# Grounding/bonding bushings?



## smkie (Feb 11, 2010)

I feel that bonding bushings are unclear in the code as to where you need them in relation to the field. Seems that everyone one has their own way whenever I've asked. For example two emt conduits piped from a mdp to feed two 225a subs. Do those need bonding bushings? Or say one hits a pull can on the way what needs to be bonded? If anyone has a better way to explain this I'm missing something in the book would be appreciated


----------



## HARRY304E (Sep 15, 2010)

smkie said:


> I feel that bonding bushings are unclear in the code as to where you need them in relation to the field. Seems that everyone one has their own way whenever I've asked. For example two emt conduits piped from a mdp to feed two 225a subs. Do those need bonding bushings? Or say one hits a pull can on the way what needs to be bonded? If anyone has a better way to explain this I'm missing something in the book would be appreciated


Read 250.94 (B)


----------



## bkmichael65 (Mar 25, 2013)

HARRY304E said:


> Read 250.94 (B)


or maybe try 250.92(B)


----------



## piperunner (Aug 22, 2009)

smkie said:


> I feel that bonding bushings are unclear in the code as to where you need them in relation to the field.

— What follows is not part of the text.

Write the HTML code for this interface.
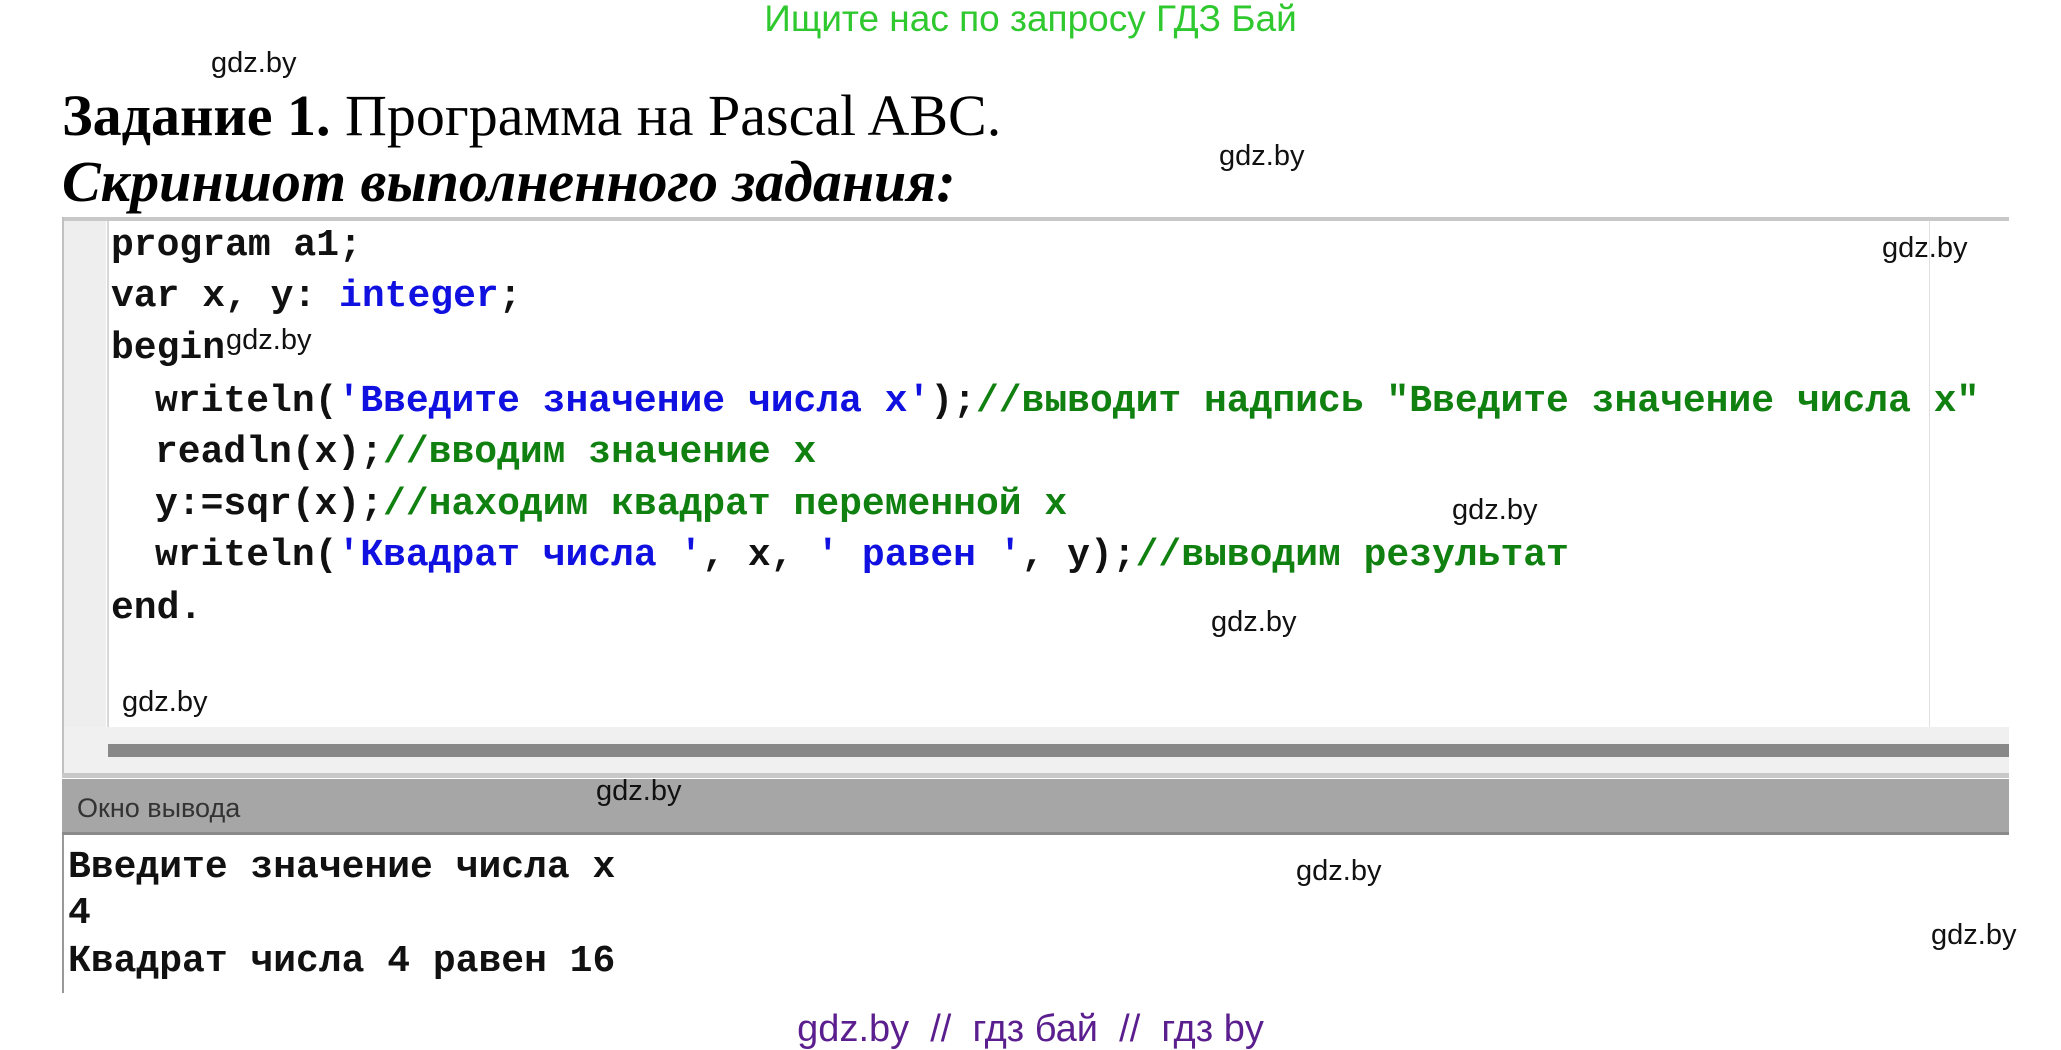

Seems that everyone one has their own way whenever I've asked. For example two emt conduits piped from a mdp to feed two 225a subs. Do those need bonding bushings? Or say one hits a pull can on the way what needs to be bonded? If anyone has a better way to explain this I'm missing something in the book would be appreciated



Well if you need them in your specs use them but if not you don't need them one thing you must do in your case bond the pull box with the largest ground running in that box .

Just a plastic bushing is used on number 4 wire and up in size to protect the wire . You don't have to put a bonding bushing on it if you don't want to its up to the electrician .

We use them on flex connections even if not called for we use them on transformers flex connections motors anything that's flex . 


You must run the ground in that conduit thur the lug on that bonding bushing option or use the same size wire and install a jumper from case to lug on bushing .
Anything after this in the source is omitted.